Police in Brazil are facing an angry backlash after posing for selfies with a gang kingpin accused of extortion, drug-trafficking and multiple murders.

Rogerio Avelino da Silva, also known as Rogerio 157, was arrested on Wednesday in what should have been a victory for detectives grappling with the bloody criminal violence that plagues the streets of Rio de Janeiro.

The 35-year-old is believed to have been partly responsible for a recent wave of deadly crime in Rocinha, Rio’s largest favela, which saw his men fight street gun battles against gangsters loyal to a rival crime lord.

However, the capture of one of Brazil’s most wanted men has now been overshadowed by the emergence of smiling selfies taken by the officers who arrested him.

The images, shared on WhatsApp and other social media, show Mr da Silva handcuffed next to officers with beaming smiles.

In some photos, Mr da Silva himself is seen smiling, while in others he appears stone-faced as the officers laugh.

The selfies dominated the headlines in Brazil over the weekend and have since hit the headlines elsewhere in Latin America.
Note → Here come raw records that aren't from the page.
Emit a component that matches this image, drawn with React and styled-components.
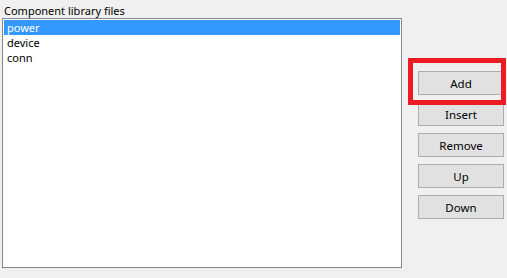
import React from "react";
import styled, { createGlobalStyle } from "styled-components";

const Global = createGlobalStyle`
  html, body { margin: 0; padding: 0; background: #f0f0f0; }
  body { font-family: "Noto Sans", "Segoe UI", "Liberation Sans", sans-serif; font-size: 11px; color: #000; }
`;

const Page = styled.div`
  display: flex;
  align-items: flex-start;
  gap: 16px;
  padding: 3px 0 0 2px;
  height: 278px;
  box-sizing: border-box;
  overflow: hidden;
`;

const LeftColumn = styled.div`
  display: flex;
  flex-direction: column;
`;

const Label = styled.div`
  height: 15px;
  line-height: 15px;
  padding-left: 2px;
  font-size: 11px;
`;

const ListBox = styled.div`
  width: 400px;
  height: 250px;
  box-sizing: border-box;
  border: 1px solid #828790;
  background: #fff;
  padding: 1px;
  display: flex;
  flex-direction: column;
`;

const Item = styled.div`
  height: 15px;
  line-height: 15px;
  padding-left: 3px;
  font-size: 11px;
  background: ${(p) => (p.$selected ? "#3399ff" : "transparent")};
  color: ${(p) => (p.$selected ? "#fff" : "#000")};
`;

const ButtonColumn = styled.div`
  position: relative;
  display: flex;
  flex-direction: column;
  gap: 7px;
  margin-top: 68px;
`;

const Button = styled.button`
  width: 86px;
  height: 24px;
  box-sizing: border-box;
  border: 1px solid #adadad;
  background: #e1e1e1;
  font-family: inherit;
  font-size: 11.5px;
  color: #000;
  padding: 0;
  margin: 0;
`;

const Highlight = styled.div`
  position: absolute;
  left: -10px;
  top: -13px;
  width: 98px;
  height: 47px;
  box-sizing: border-box;
  border: 5px solid #ed1c24;
  pointer-events: none;
`;

const files = ["power", "device", "conn"];
const buttons = ["Add", "Insert", "Remove", "Up", "Down"];

export default function App() {
  return (
    <>
      <Global />
      <Page>
        <LeftColumn>
          <Label>Component library files</Label>
          <ListBox>
            {files.map((f, i) => (
              <Item key={f} $selected={i === 0}>{f}</Item>
            ))}
          </ListBox>
        </LeftColumn>
        <ButtonColumn>
          {buttons.map((b) => (
            <Button key={b}>{b}</Button>
          ))}
          <Highlight />
        </ButtonColumn>
      </Page>
    </>
  );
}
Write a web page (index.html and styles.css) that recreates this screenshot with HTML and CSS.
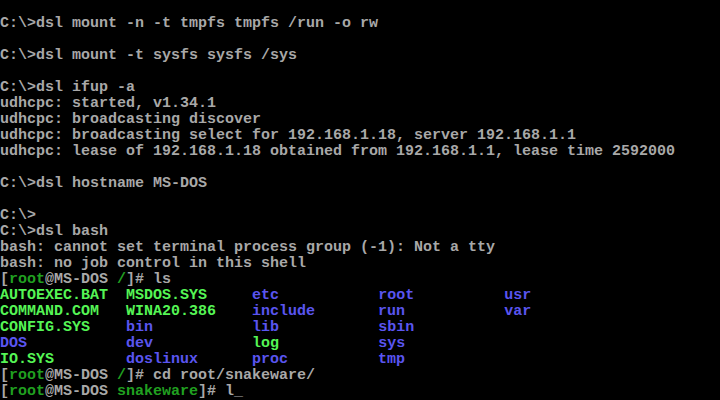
FILE: index.html
```html
<!DOCTYPE html>
<html>
<head>
<meta charset="utf-8">
<link rel="stylesheet" href="styles.css">
</head>
<body>
<pre class="term">
C:\&gt;dsl mount -n -t tmpfs tmpfs /run -o rw

C:\&gt;dsl mount -t sysfs sysfs /sys

C:\&gt;dsl ifup -a
udhcpc: started, v1.34.1
udhcpc: broadcasting discover
udhcpc: broadcasting select for 192.168.1.18, server 192.168.1.1
udhcpc: lease of 192.168.1.18 obtained from 192.168.1.1, lease time 2592000

C:\&gt;dsl hostname MS-DOS

C:\&gt;
C:\&gt;dsl bash
bash: cannot set terminal process group (-1): Not a tty
bash: no job control in this shell
[<span class="dg">root</span>@MS-DOS <span class="dg">/</span>]# ls
<span class="fg">AUTOEXEC.BAT</span>  <span class="fg">MSDOS.SYS</span>     <span class="dir">etc</span>           <span class="dir">root</span>          <span class="dir">usr</span>
<span class="fg">COMMAND.COM</span>   <span class="fg">WINA20.386</span>    <span class="dir">include</span>       <span class="dir">run</span>           <span class="dir">var</span>
<span class="fg">CONFIG.SYS</span>    <span class="dir">bin</span>           <span class="dir">lib</span>           <span class="dir">sbin</span>
<span class="dir">DOS</span>           <span class="dir">dev</span>           <span class="fg">log</span>           <span class="dir">sys</span>
<span class="fg">IO.SYS</span>        <span class="dir">doslinux</span>      <span class="dir">proc</span>          <span class="dir">tmp</span>
[<span class="dg">root</span>@MS-DOS <span class="dg">/</span>]# cd root/snakeware/
[<span class="dg">root</span>@MS-DOS <span class="dg">snakeware</span>]# l<span class="cursor">_</span></pre>
</body>
</html>
```
FILE: styles.css
```css
html, body {
  margin: 0;
  padding: 0;
  background: #000;
  width: 720px;
  height: 400px;
  overflow: hidden;
}
.term {
  margin: 0;
  padding: 16px 0 0 0;
  font-family: "Liberation Mono", monospace;
  font-size: 15px;
  font-weight: bold;
  line-height: 16px;
  color: #a8a8a8;
  white-space: pre;
}
.fg { color: #55f555; }
.dir { color: #5a55f0; }
.dg { color: #20a020; }
.cursor { color: #a8a8a8; }
```
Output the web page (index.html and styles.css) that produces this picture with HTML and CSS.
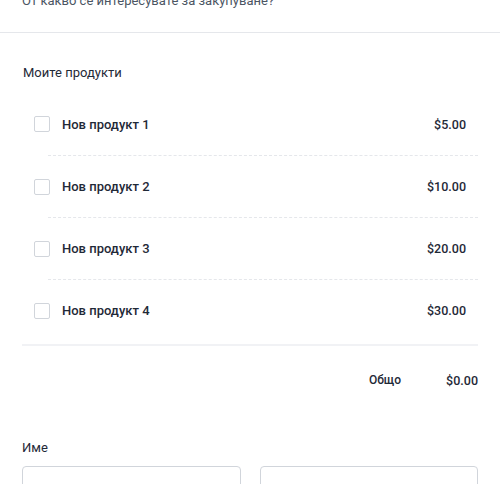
FILE: index.html
```html
<!DOCTYPE html>
<html lang="bg">
<head>
<meta charset="utf-8">
<link rel="stylesheet" href="styles.css">
</head>
<body>
<div class="header">
  <p class="subtitle">От какво се интересувате за закупуване?</p>
</div>
<main class="content">
  <h2 class="section-title">Моите продукти</h2>
  <ul class="products">
    <li class="product"><span class="check"></span><span class="name">Нов продукт 1</span><span class="price">$5.00</span></li>
    <li class="product"><span class="check"></span><span class="name">Нов продукт 2</span><span class="price">$10.00</span></li>
    <li class="product"><span class="check"></span><span class="name">Нов продукт 3</span><span class="price">$20.00</span></li>
    <li class="product"><span class="check"></span><span class="name">Нов продукт 4</span><span class="price">$30.00</span></li>
  </ul>
  <div class="total"><span class="total-label">Общо</span><span class="total-value">$0.00</span></div>
  <label class="field-label">Име</label>
  <div class="inputs">
    <div class="input"></div>
    <div class="input"></div>
  </div>
</main>
</body>
</html>
```
FILE: styles.css
```css
html, body {
  margin: 0;
  padding: 0;
  background: #ffffff;
  font-family: Roboto, "Noto Sans", sans-serif;
  color: #1f2937;
}
body { overflow: hidden; height: 484px; }
.header {
  border-bottom: 1px solid #e5e7eb;
  height: 32px;
  overflow: hidden;
}
.subtitle {
  margin: -9px 0 0 22px;
  font-size: 13px;
  line-height: 20px;
  color: #4b5563;
}
.content {
  padding: 0 22px;
}
.section-title {
  margin: 30px 0 0 1px;
  font-size: 13px;
  font-weight: 400;
  line-height: 20px;
  color: #1f2937;
}
.products {
  list-style: none;
  margin: 0;
  padding: 0 0 3px;
  margin-top: 10px;
  border-bottom: 2px solid #f1f2f5;
}
.product {
  display: flex;
  align-items: center;
  height: 62px;
  padding: 0 12px;
}
.product + .product {
  border-top: 1px dashed #e5e7eb;
  margin-left: 26px;
  padding-left: 0;
  height: 61px;
}
.check {
  width: 14px;
  height: 14px;
  border: 1px solid #d1d5db;
  border-radius: 2px;
  flex: none;
  margin-right: 12px;
}
.product + .product .check { margin-left: -14px; }
.name {
  font-size: 13px;
  font-weight: 500;
  flex: 1;
  color: #1f2937;
}
.price {
  font-size: 12.5px;
  font-weight: 500;
}
.total {
  display: flex;
  justify-content: flex-end;
  align-items: center;
  gap: 45px;
  height: 68px;
  font-size: 12px;
  font-weight: 500;
}
.total-value { font-size: 12.5px; }
.field-label {
  display: block;
  margin-top: 24px;
  font-size: 13px;
  line-height: 20px;
}
.inputs {
  display: grid;
  grid-template-columns: 1fr 1fr;
  gap: 19px;
  margin-top: 8px;
}
.input {
  height: 40px;
  border: 1px solid #d1d5db;
  border-radius: 4px;
}
```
One Brazilian, Tammara Colttro, tweeted: “I’m looking at the newspaper and seeing the absurdity of these cops getting selfies with a thief as if he were a prize.”

Another, Zori Mesquita, said: “This is a shameful rampage, taking photos with a bandit as if he were a rock star. Come on!”

Ricardo Capelli, a politician from the Brazilian state of Maranhao, wrote an editorial saying: “Brazil already has the third largest prison population on the planet. It’s irrational to commemorate yet another arrest when we should be asking ourselves why we have so many.”